We had seven hundred Indians who provided pulling force by revolving the turnstiles we had constructed, but I also imported a Caterpillar bulldozer from Texas that spent weeks clearing a path up the mountain. The power of the turnstiles operated by the Indians was real, but more symbolic than anything else; the largest amount of physical power came from this Caterpillar. There are primitive physical laws behind what we did on that mountain. Given the fact that we had a pulley system with a ten-thousand-fold transmission, theoretically speaking I could have dragged the boat over the mountain with my little finger. It would have taken very little strength, though I wo
uld have had to pull the rope about five miles to move the boat five inches. I think it was Archimedes who said it’s possible to hoist the earth off its hinges if you have a pivotal point and lever sticking far enough out into the universe. The real Fitzcarrald moved a far lighter boat from one river system to the next, but he disassembled it into little pieces, then had engineers reassemble it. There was no precedent in technical history for what we did. The obvious problems were the steep inclination and landslides caused by torrential rains, which meant the boat kept on sinking into the mud. No one will ever need to do again what I did. I’m a Conquistador of the Useless. Actually, a few years ago I was in the archive of the Vatican library and discovered that the obelisk in St Peter’s Square was erected in the same way I pulled the ship over the mountain. I devised my own method all those years ago, but it turns out the same ideas were being used back in 1586.

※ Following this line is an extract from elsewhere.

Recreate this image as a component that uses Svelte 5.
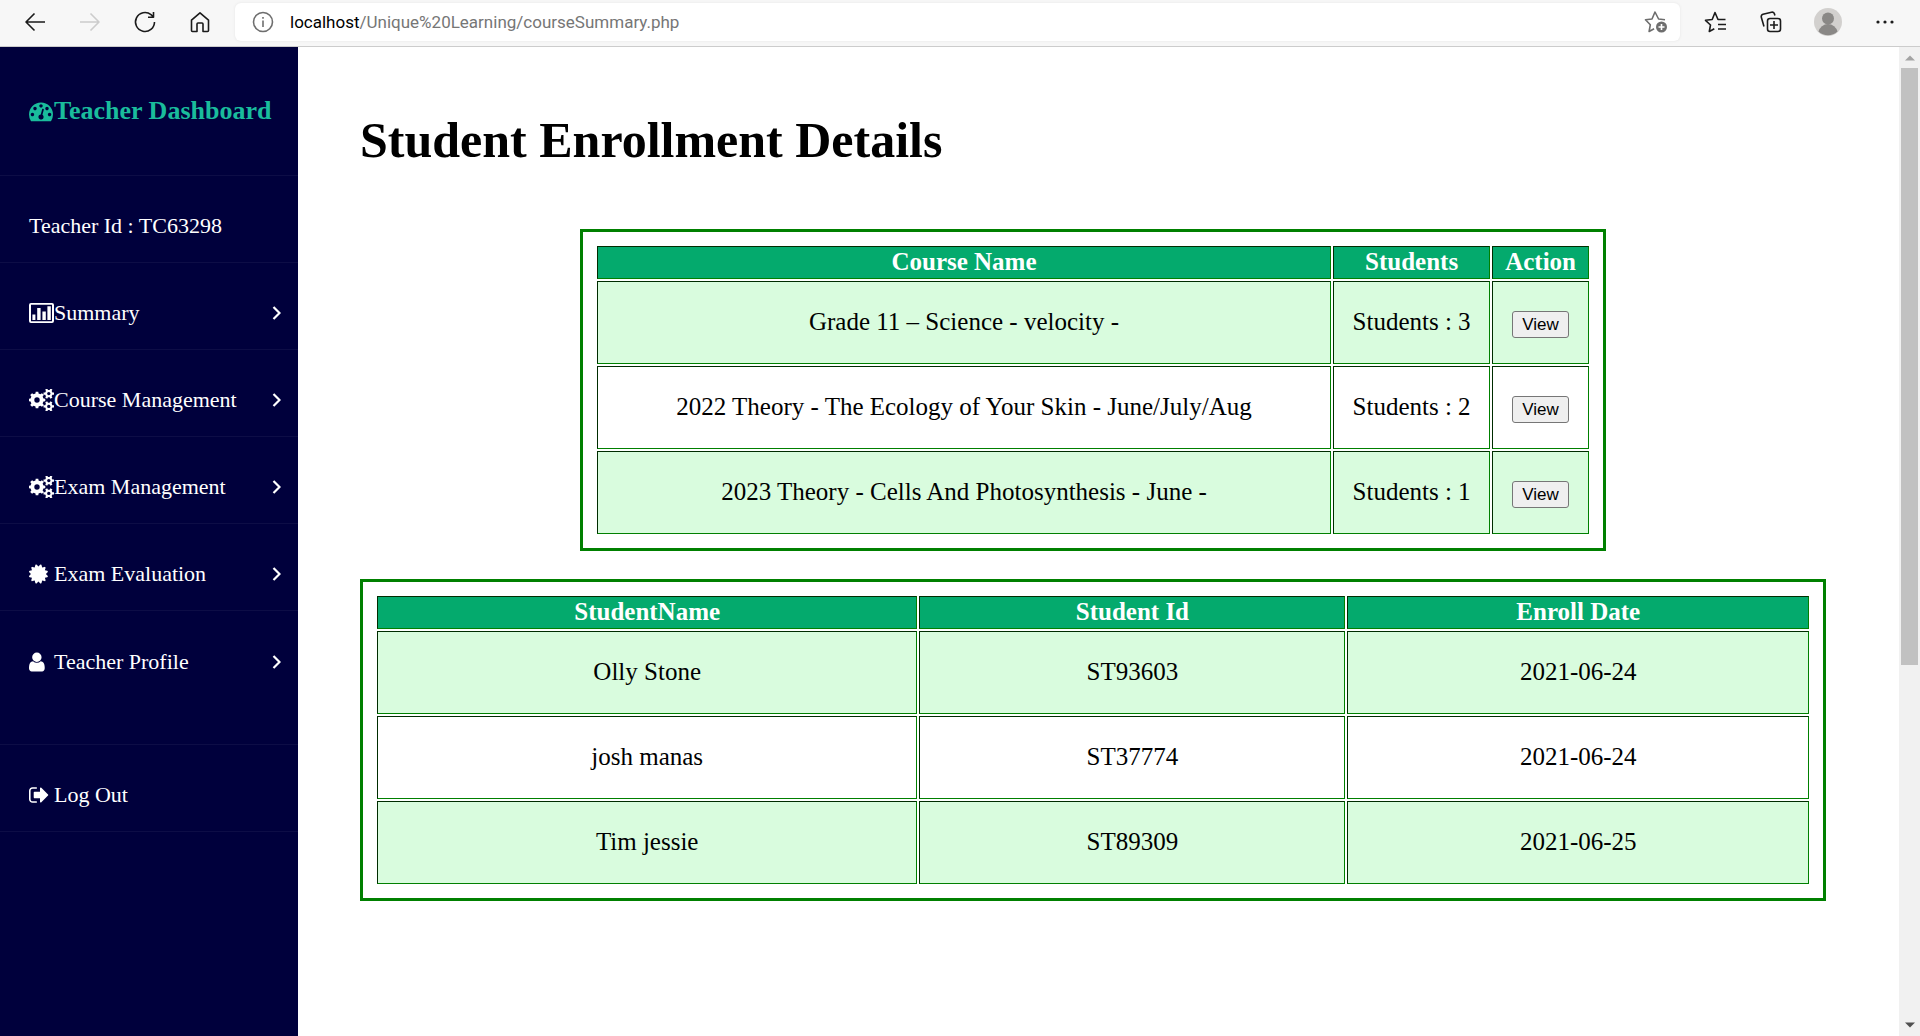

People still believe Indians were killed when the boat was dragged up the mountain.
There is a shot in Fitzcarraldo where the boat finally starts edging up the side of the mountain before slipping back again and crushing a couple of Indians. I’m proud the scene is so well staged that some people think the Indians really died and that I had the audacity to film their bodies, deep in the mud underneath the boat. Thankfully Les Blank got that shot he used in Burden of Dreams, where we see them emerging from underneath the boat, laughing, then washing themselves in the river. Some of the wilder accusations were triggered by images that looked too convincing.